'''

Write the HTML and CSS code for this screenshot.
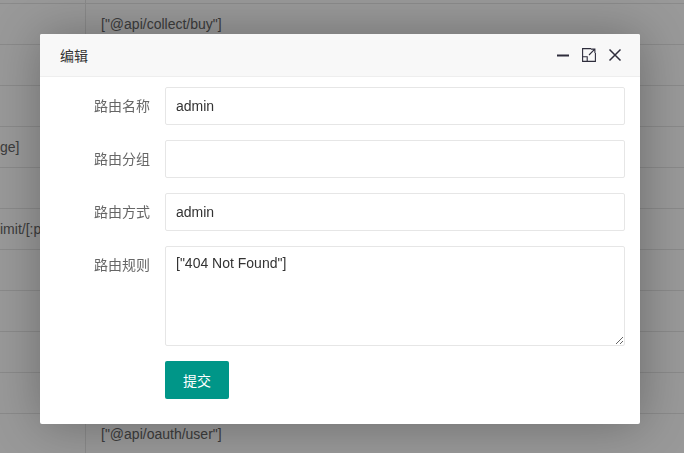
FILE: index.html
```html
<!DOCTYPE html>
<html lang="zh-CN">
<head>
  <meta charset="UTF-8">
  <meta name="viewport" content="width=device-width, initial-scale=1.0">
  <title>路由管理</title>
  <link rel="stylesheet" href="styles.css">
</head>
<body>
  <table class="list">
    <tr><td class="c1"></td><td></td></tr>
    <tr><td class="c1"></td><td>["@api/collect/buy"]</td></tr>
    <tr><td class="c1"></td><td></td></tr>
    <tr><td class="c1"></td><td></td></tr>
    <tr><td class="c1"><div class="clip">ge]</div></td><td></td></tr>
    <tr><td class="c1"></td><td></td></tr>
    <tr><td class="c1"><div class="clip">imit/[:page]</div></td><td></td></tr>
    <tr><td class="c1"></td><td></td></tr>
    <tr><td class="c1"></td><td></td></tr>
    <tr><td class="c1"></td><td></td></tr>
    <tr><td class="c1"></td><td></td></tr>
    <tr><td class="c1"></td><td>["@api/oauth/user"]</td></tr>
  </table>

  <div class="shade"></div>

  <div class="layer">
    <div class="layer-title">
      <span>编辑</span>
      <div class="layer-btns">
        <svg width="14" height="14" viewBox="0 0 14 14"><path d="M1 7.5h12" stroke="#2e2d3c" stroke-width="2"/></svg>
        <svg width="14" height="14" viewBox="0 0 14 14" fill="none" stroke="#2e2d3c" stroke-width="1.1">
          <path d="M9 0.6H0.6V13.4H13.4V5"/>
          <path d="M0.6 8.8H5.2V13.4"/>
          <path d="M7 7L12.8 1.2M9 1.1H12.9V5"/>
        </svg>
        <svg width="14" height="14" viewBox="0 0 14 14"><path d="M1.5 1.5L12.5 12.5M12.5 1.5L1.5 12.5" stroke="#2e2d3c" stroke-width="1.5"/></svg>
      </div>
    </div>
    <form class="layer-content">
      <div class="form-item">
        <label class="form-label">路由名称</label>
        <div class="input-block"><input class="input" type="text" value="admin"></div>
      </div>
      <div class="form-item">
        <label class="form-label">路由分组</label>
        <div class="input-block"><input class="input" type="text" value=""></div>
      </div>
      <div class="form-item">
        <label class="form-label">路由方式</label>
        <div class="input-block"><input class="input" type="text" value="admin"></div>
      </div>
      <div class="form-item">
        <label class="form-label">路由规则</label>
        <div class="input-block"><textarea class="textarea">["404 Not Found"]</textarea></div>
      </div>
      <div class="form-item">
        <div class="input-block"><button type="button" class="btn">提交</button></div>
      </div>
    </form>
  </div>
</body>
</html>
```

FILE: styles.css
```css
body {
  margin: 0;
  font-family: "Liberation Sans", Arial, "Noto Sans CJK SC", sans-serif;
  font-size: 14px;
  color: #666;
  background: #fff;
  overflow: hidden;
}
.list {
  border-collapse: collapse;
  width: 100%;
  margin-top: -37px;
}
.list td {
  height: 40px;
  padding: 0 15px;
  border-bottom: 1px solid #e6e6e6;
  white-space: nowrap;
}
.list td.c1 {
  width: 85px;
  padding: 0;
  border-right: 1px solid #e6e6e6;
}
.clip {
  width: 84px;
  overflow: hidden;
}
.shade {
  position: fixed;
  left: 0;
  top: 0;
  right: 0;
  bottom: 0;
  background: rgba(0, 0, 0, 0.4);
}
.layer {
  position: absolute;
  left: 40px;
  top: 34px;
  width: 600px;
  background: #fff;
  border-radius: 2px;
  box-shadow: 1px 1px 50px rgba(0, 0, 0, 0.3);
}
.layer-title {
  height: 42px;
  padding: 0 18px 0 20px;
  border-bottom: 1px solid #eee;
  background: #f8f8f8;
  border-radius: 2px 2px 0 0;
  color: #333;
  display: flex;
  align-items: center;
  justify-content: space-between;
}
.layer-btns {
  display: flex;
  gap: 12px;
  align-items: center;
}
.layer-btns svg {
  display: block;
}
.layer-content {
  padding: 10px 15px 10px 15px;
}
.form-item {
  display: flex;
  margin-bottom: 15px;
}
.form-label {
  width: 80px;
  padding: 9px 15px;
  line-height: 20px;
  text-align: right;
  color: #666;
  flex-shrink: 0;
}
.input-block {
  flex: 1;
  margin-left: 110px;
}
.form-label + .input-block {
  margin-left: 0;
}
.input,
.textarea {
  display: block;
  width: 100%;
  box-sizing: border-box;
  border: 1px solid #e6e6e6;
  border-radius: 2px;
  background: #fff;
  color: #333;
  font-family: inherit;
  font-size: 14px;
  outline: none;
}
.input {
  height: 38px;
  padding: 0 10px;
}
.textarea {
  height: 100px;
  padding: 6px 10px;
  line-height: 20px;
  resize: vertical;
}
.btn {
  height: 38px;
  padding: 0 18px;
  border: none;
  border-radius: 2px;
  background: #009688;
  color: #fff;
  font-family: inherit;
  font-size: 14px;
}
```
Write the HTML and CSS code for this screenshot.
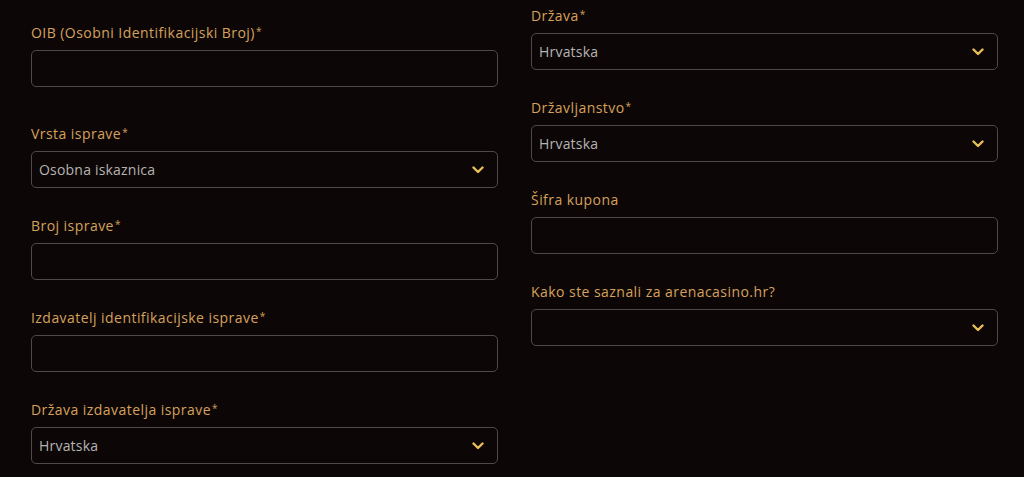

'''

Work to do:
Transcribe the records verbatim and omit the images.

Complete response:
Write the HTML and CSS code for this screenshot.
FILE: index.html
```html
<!DOCTYPE html>
<html lang="zh-CN">
<head>
  <meta charset="UTF-8">
  <meta name="viewport" content="width=device-width, initial-scale=1.0">
  <title>路由管理</title>
  <link rel="stylesheet" href="styles.css">
</head>
<body>
  <table class="list">
    <tr><td class="c1"></td><td></td></tr>
    <tr><td class="c1"></td><td>["@api/collect/buy"]</td></tr>
    <tr><td class="c1"></td><td></td></tr>
    <tr><td class="c1"></td><td></td></tr>
    <tr><td class="c1"><div class="clip">ge]</div></td><td></td></tr>
    <tr><td class="c1"></td><td></td></tr>
    <tr><td class="c1"><div class="clip">imit/[:page]</div></td><td></td></tr>
    <tr><td class="c1"></td><td></td></tr>
    <tr><td class="c1"></td><td></td></tr>
    <tr><td class="c1"></td><td></td></tr>
    <tr><td class="c1"></td><td></td></tr>
    <tr><td class="c1"></td><td>["@api/oauth/user"]</td></tr>
  </table>

  <div class="shade"></div>

  <div class="layer">
    <div class="layer-title">
      <span>编辑</span>
      <div class="layer-btns">
        <svg width="14" height="14" viewBox="0 0 14 14"><path d="M1 7.5h12" stroke="#2e2d3c" stroke-width="2"/></svg>
        <svg width="14" height="14" viewBox="0 0 14 14" fill="none" stroke="#2e2d3c" stroke-width="1.1">
          <path d="M9 0.6H0.6V13.4H13.4V5"/>
          <path d="M0.6 8.8H5.2V13.4"/>
          <path d="M7 7L12.8 1.2M9 1.1H12.9V5"/>
        </svg>
        <svg width="14" height="14" viewBox="0 0 14 14"><path d="M1.5 1.5L12.5 12.5M12.5 1.5L1.5 12.5" stroke="#2e2d3c" stroke-width="1.5"/></svg>
      </div>
    </div>
    <form class="layer-content">
      <div class="form-item">
        <label class="form-label">路由名称</label>
        <div class="input-block"><input class="input" type="text" value="admin"></div>
      </div>
      <div class="form-item">
        <label class="form-label">路由分组</label>
        <div class="input-block"><input class="input" type="text" value=""></div>
      </div>
      <div class="form-item">
        <label class="form-label">路由方式</label>
        <div class="input-block"><input class="input" type="text" value="admin"></div>
      </div>
      <div class="form-item">
        <label class="form-label">路由规则</label>
        <div class="input-block"><textarea class="textarea">["404 Not Found"]</textarea></div>
      </div>
      <div class="form-item">
        <div class="input-block"><button type="button" class="btn">提交</button></div>
      </div>
    </form>
  </div>
</body>
</html>
```

FILE: styles.css
```css
body {
  margin: 0;
  font-family: "Liberation Sans", Arial, "Noto Sans CJK SC", sans-serif;
  font-size: 14px;
  color: #666;
  background: #fff;
  overflow: hidden;
}
.list {
  border-collapse: collapse;
  width: 100%;
  margin-top: -37px;
}
.list td {
  height: 40px;
  padding: 0 15px;
  border-bottom: 1px solid #e6e6e6;
  white-space: nowrap;
}
.list td.c1 {
  width: 85px;
  padding: 0;
  border-right: 1px solid #e6e6e6;
}
.clip {
  width: 84px;
  overflow: hidden;
}
.shade {
  position: fixed;
  left: 0;
  top: 0;
  right: 0;
  bottom: 0;
  background: rgba(0, 0, 0, 0.4);
}
.layer {
  position: absolute;
  left: 40px;
  top: 34px;
  width: 600px;
  background: #fff;
  border-radius: 2px;
  box-shadow: 1px 1px 50px rgba(0, 0, 0, 0.3);
}
.layer-title {
  height: 42px;
  padding: 0 18px 0 20px;
  border-bottom: 1px solid #eee;
  background: #f8f8f8;
  border-radius: 2px 2px 0 0;
  color: #333;
  display: flex;
  align-items: center;
  justify-content: space-between;
}
.layer-btns {
  display: flex;
  gap: 12px;
  align-items: center;
}
.layer-btns svg {
  display: block;
}
.layer-content {
  padding: 10px 15px 10px 15px;
}
.form-item {
  display: flex;
  margin-bottom: 15px;
}
.form-label {
  width: 80px;
  padding: 9px 15px;
  line-height: 20px;
  text-align: right;
  color: #666;
  flex-shrink: 0;
}
.input-block {
  flex: 1;
  margin-left: 110px;
}
.form-label + .input-block {
  margin-left: 0;
}
.input,
.textarea {
  display: block;
  width: 100%;
  box-sizing: border-box;
  border: 1px solid #e6e6e6;
  border-radius: 2px;
  background: #fff;
  color: #333;
  font-family: inherit;
  font-size: 14px;
  outline: none;
}
.input {
  height: 38px;
  padding: 0 10px;
}
.textarea {
  height: 100px;
  padding: 6px 10px;
  line-height: 20px;
  resize: vertical;
}
.btn {
  height: 38px;
  padding: 0 18px;
  border: none;
  border-radius: 2px;
  background: #009688;
  color: #fff;
  font-family: inherit;
  font-size: 14px;
}
```
Write the HTML and CSS code for this screenshot.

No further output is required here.